Ilmu ekonomi ribawi menyebutkan bahwa redenominasi itu berbeda dengan sanering. Jika redenominasi itu adalah pemotongan angka uang menjadi lebih kecil tanpa mengubah nilainya. Sedangkan sanering adalah pemotongan nilai uang menjadi lebih kecil dan mengubah nilainya.
Dalam redenominasi, rp 10.000 dipotong menjadi rp 10, dengan harga barang yang semula rp 10.000 juga berubah menjadi seharga rp 10. Fisik kertasnya tidak digunting sebagaimana yang dilakukan di program sanering.
Berbeda dengan sanering yang secara fisik kertasnya dipotong atau digunting. Dimana rp 10.000 dipotong menjadi rp 10, sehingga dengan demikian harga barang yang semula rp 10.000 belum tentu berubah menjadi seharga rp 10.
Jadi, katanya redenominasi hanya semacam penyederhanaan penulisannya saja yang tidak akan merugikan. Sedangkan sanering itu merugikan, lantaran berubah nilainya. Katanya program sanering itu dilakukan karena ekonomi negara itu sangat buruk yang mendekati ambruk karena hiper inflasi. Sedangkan program redenominasi itu dilakukan karena tujuan efisien penulisan dan pembukuan saja. Benarkah begitu ?
Pemotongan sejumlah digit nominal kertas pada program redenominasi itu ternyata juga ada potensi meleset, dalam arti kata tak serta merta pasti diikuti dengan penyesuaian harga berdasarkan nominal baru itu.
Terlepas dari perdebatan soal definisi dan tetek bengek perbedaan antara redenominasi dengan sanering, sebenarnya ada apa kok Bank Indonesia mulai mewacanakan akan melakukan redenominasi seperti yang dilansir di Republika online.
”Redenominasi berbeda dengan sanering. Ini nilainya tidak berubah, hanya penulisannya disederhanakan,” kata Kepala Biro Riset Ekonomi dan Kebijakan Moneter BI, Iskandar Simorangkir, Selasa (4/5). Menurutnya, saat ini sudah banyak pertokoan besar yang juga sudah mempraktikkan ‘redenominasi’ dalam pelabelan harga.
Untuk menyederhanakan perbedaan redenominasi dengan sanering, Iskandar memberikan contoh harga beras. Misalnya, harga beras satu kilogram Rp 5.000. Dengan redenominasi, tiga digit nol dihilangkan, maka harga beras menjadi Rp 5. Harga beras tetap, hanya nominalnya disederhanakan. Daya beli uang yang terkena redenominasi pun tetap. Uang Rp 5 tetap bisa membeli satu kilogram beras.
Jika sanering yang berlaku, harga beras yang semula Rp 5.000 itu tidak serta-merta ikut menjadi Rp 5. Bisa jadi harga beras tetap Rp 5.000 atau Rp 50. ”Dengan sanering , yang berubah adalah nilai uangnya, bukan penulisan nominalnya. Ini yang merugikan rakyat,” kata Iskandar.
Menurut kabar, kewenangan mengetuk palu perihal keputusan kebijakan redenominasi itu, jika jadi dilaksanakan, ada pada pemerintah (lembaga eksekutif) bukan pada BI (Bank Indonesia).

Perbedaan
JAKARTA - Wacana redenominasi (pengurangan nilai mata uang rupiah) yang dikeluarkan Gubernur BI terpilih Darmin Nasution beberapa hari yang lalu banyak menimbulkan pro dan kontra di masyarakat. 
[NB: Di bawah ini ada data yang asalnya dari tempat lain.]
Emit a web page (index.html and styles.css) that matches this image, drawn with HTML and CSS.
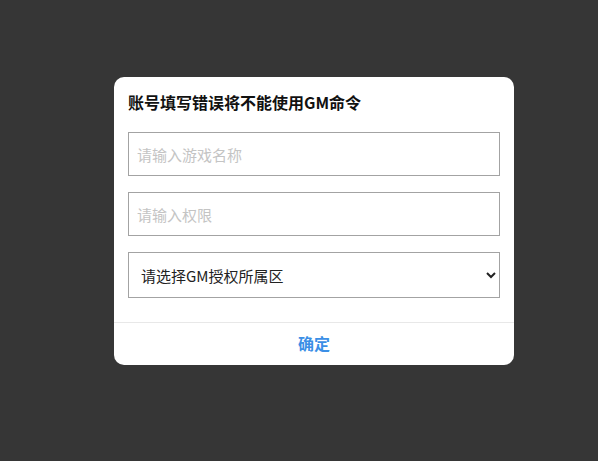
FILE: index.html
```html
<!DOCTYPE html>
<html lang="zh">
<head>
<meta charset="utf-8">
<link rel="stylesheet" href="styles.css">
</head>
<body>
<div class="dialog">
  <div class="body">
    <h2 class="title">账号填写错误将不能使用GM命令</h2>
    <input class="field" type="text" placeholder="请输入游戏名称">
    <input class="field" type="text" placeholder="请输入权限">
    <select class="field select">
      <option>请选择GM授权所属区</option>
    </select>
  </div>
  <div class="footer">
    <button class="ok">确定</button>
  </div>
</div>
</body>
</html>
```

FILE: styles.css
```css
html, body {
  margin: 0;
  padding: 0;
  background: #363636;
  height: 100%;
  font-family: "Noto Sans CJK SC", "Noto Sans", sans-serif;
}
body {
  padding-top: 77px;
  padding-left: 114px;
  box-sizing: border-box;
}
.dialog {
  width: 400px;
  background: #fff;
  border-radius: 10px;
  overflow: hidden;
}
.body {
  padding: 14px 14px 24px;
  display: flex;
  flex-direction: column;
  gap: 16px;
}
.title {
  margin: 0 0 3px;
  font-size: 16px;
  line-height: 22px;
  font-weight: bold;
  color: #111;
}
.field {
  box-sizing: border-box;
  width: 372px;
  height: 44px;
  margin: 0;
  border: 1px solid #a3a3a3;
  border-radius: 0;
  padding: 0 8px;
  font-family: inherit;
  font-size: 15px;
  color: #222;
  background: #fff;
  outline: none;
}
.field::placeholder {
  color: #c4c4c4;
}
.select {
  height: 46px;
  padding: 0 6px 0 8px;
  color: #222;
}
.footer {
  border-top: 1px solid #e8e8e8;
  height: 42px;
  display: flex;
  align-items: center;
  justify-content: center;
}
.ok {
  border: 0;
  background: none;
  padding: 0 0 2px;
  font-family: inherit;
  font-size: 16px;
  font-weight: bold;
  color: #3b8fe6;
  cursor: pointer;
}
```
Banyak yang khawatir bahwa redenominasi akan sama dengansanering yang pernah diberlakukan di Indonesia pada masa pemerintahan orde lama. Lantas apa perbedaan antara sanering dengan redenominasi? 

Menanggapi pertanyaan tersebut Kepala Biro Humas Bank Indonesia(BI) Difi A Johansyah menjelaskannya. Menurutnya, redenominasi sangatlah berbeda dengan sanering yang pernah terjadi di Indonesia. 

"Redenominasi itu adalah pemotongan nilai mata uang menjadi lebih kecil tanpa mengubah nilai tukarnya. Contohnya begini, misalkan saat ini kita membeli barang A dengan harga Rp10 ribu. Lalu diberlakukan redominasi uang Rp1.000 menjadi Rp1 (nolnya dikurangi 3). Maka kita beli barang A tersebut dengan harga Rp10. Sama saja kan? Rp10 ribu menjadi Rp10. Cuma nolnya saja yang berkurang," jelasnya. 

Difi melanjutkan, sedangkan sanering yang pernah terjadi di zaman pemerintahan presiden Soekarno, adalah pemotongan nilai mata uang tetapi harga barangnya tetap sama. 

"Penjelasan mudahnya, misalkan saat ini harga rumah Rp200 juta. Lalu diberlakukan sanering, nilai nol dari uang dikurangi tiga, tetapi harga rumah tetap saja Rp200 juta. ini berarti masyarakat jadi dirugikan. Penghasilan turun, tetapi harga barang tetap. Akibatnya masyarakat jadi miskin," jelasnya. 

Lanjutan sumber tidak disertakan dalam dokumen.